▸ **Exercise task**
Copy whichever lines contain the string "index".

▸ **Stored data**
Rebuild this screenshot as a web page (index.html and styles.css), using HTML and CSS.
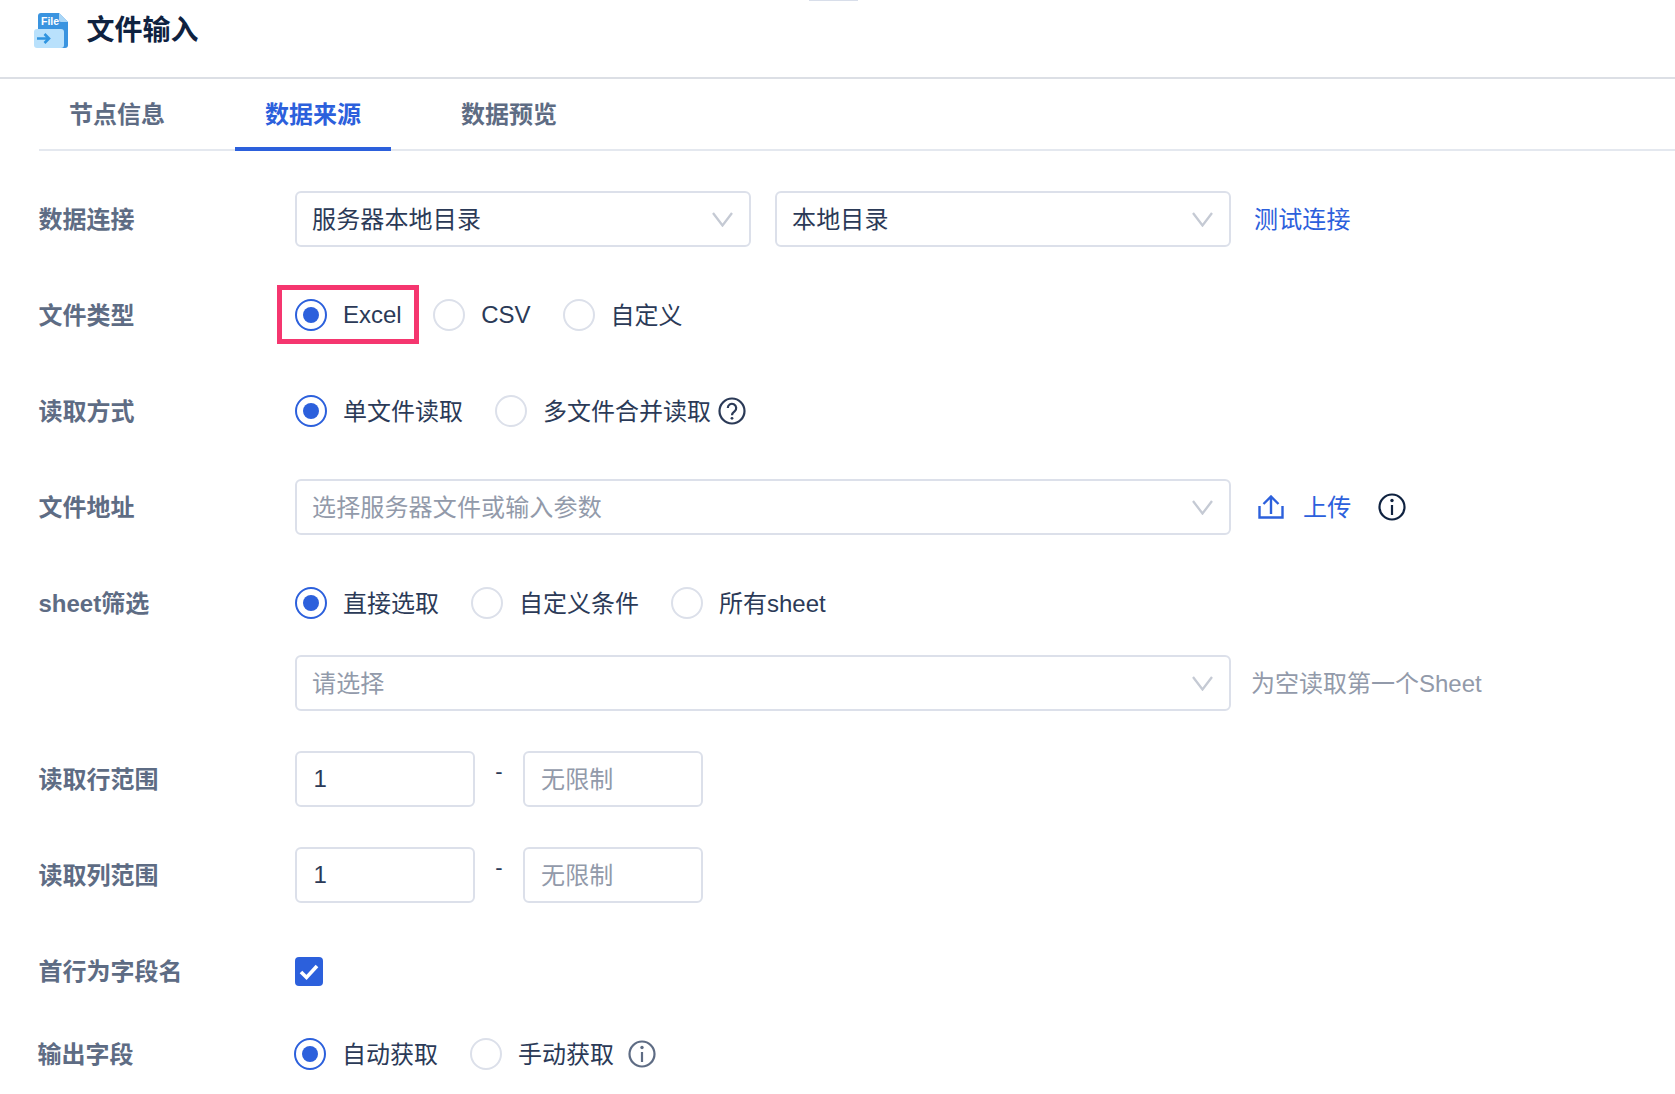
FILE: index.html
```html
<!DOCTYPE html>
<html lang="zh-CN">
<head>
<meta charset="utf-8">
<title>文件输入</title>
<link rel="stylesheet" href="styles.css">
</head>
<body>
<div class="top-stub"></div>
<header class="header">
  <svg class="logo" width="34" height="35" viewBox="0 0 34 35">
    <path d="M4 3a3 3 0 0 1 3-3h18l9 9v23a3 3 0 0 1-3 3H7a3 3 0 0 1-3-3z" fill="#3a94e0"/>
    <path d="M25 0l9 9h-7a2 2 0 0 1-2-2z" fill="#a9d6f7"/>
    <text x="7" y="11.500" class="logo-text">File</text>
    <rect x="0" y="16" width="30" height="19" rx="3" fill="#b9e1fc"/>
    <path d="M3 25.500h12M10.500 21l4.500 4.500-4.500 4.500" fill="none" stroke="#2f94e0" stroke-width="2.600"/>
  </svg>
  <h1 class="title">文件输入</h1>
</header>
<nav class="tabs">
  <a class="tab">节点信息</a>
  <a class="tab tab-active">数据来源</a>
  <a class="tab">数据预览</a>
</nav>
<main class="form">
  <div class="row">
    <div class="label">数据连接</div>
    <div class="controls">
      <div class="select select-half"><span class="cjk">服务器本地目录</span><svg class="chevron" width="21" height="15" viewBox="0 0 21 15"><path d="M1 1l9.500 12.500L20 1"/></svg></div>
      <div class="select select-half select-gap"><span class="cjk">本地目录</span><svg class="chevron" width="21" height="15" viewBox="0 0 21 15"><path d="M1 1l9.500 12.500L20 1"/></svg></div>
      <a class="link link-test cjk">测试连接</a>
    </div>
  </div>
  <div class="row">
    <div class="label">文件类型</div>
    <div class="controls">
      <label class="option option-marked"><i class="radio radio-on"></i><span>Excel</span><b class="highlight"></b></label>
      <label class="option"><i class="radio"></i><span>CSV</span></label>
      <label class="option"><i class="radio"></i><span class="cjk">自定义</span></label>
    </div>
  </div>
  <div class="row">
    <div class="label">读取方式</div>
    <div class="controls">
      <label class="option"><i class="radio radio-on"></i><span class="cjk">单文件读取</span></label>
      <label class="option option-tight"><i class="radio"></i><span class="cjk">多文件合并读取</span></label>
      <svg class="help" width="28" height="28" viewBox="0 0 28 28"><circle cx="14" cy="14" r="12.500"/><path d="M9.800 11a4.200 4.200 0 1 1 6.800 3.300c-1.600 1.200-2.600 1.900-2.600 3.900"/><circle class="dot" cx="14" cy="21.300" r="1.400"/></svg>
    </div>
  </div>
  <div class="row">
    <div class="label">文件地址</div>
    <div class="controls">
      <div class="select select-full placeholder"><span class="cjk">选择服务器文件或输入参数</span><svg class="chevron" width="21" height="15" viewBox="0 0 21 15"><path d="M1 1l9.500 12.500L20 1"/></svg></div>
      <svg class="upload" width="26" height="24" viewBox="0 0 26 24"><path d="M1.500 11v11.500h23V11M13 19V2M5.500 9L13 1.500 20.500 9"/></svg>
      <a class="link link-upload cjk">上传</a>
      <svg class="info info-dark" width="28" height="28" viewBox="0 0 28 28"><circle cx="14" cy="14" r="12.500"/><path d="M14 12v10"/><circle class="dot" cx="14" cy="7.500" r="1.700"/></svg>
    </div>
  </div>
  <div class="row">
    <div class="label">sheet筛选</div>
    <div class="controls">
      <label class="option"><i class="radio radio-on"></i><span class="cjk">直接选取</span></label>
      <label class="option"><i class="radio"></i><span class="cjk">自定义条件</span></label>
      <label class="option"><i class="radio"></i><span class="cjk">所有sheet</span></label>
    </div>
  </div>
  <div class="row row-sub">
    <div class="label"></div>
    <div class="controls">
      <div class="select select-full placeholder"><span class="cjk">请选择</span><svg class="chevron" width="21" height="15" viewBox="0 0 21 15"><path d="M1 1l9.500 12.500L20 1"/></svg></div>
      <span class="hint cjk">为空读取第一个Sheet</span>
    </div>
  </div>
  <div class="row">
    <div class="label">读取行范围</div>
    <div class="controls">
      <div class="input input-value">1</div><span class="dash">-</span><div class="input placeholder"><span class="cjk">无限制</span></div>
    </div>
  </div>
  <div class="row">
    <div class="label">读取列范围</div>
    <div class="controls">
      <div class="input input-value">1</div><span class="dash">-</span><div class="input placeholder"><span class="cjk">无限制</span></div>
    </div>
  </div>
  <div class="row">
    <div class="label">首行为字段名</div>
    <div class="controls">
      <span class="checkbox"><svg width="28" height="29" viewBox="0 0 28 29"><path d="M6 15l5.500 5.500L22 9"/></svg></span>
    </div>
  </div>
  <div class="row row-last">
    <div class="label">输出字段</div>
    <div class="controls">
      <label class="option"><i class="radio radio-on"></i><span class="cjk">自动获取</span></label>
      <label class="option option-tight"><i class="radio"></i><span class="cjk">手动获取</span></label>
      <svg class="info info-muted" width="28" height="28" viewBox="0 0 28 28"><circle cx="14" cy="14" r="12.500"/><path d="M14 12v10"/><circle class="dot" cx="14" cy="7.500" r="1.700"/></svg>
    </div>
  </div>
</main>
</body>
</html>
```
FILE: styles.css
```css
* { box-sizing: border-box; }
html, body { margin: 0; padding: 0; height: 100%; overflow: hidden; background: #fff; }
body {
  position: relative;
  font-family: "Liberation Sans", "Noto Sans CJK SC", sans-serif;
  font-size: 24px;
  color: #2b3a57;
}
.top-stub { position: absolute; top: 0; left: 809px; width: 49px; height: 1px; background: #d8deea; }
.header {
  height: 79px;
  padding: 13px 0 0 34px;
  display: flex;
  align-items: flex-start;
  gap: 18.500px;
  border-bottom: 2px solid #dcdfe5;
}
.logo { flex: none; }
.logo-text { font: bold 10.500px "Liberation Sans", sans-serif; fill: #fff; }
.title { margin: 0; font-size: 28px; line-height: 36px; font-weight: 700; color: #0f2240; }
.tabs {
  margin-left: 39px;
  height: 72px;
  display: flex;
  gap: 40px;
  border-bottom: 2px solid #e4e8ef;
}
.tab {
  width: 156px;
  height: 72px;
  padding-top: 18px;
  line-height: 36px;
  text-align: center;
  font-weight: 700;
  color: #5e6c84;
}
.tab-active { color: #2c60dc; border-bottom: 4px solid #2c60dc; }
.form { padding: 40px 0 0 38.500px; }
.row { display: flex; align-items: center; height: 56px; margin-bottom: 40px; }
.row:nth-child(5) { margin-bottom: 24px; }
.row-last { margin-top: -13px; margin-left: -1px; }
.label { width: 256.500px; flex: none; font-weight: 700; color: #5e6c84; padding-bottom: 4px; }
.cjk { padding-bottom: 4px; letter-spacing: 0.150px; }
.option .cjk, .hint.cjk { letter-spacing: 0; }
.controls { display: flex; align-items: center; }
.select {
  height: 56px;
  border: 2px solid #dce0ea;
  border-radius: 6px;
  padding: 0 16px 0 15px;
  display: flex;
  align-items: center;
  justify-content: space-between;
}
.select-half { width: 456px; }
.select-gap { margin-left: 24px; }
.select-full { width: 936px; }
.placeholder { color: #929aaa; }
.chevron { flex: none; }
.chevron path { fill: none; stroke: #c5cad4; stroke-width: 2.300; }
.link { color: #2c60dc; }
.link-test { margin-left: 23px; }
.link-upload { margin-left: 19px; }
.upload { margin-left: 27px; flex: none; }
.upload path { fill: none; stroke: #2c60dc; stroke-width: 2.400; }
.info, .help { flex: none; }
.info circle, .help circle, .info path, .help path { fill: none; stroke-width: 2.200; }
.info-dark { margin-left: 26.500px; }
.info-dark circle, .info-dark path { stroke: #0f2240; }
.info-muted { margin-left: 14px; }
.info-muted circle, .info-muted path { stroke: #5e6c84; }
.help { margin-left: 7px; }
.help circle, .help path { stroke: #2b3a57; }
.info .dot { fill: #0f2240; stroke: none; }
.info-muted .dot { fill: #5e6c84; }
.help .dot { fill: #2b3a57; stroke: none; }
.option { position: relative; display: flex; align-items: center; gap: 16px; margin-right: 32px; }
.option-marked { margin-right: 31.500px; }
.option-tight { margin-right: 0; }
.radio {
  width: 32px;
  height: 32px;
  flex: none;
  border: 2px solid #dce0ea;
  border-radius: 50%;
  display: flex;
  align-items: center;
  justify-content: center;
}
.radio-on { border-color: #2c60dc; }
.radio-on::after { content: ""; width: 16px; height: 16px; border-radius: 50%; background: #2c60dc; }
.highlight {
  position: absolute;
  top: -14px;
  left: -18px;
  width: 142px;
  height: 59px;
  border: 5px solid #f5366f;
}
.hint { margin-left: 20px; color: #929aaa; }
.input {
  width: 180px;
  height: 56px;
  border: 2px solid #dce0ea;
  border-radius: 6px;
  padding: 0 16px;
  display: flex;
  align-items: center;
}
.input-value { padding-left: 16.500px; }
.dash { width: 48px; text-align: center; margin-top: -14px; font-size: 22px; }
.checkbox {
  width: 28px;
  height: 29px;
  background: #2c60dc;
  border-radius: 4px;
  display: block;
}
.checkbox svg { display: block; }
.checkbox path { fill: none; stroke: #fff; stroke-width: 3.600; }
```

▸ **Response**
Rebuild this screenshot as a web page (index.html and styles.css), using HTML and CSS.
FILE: index.html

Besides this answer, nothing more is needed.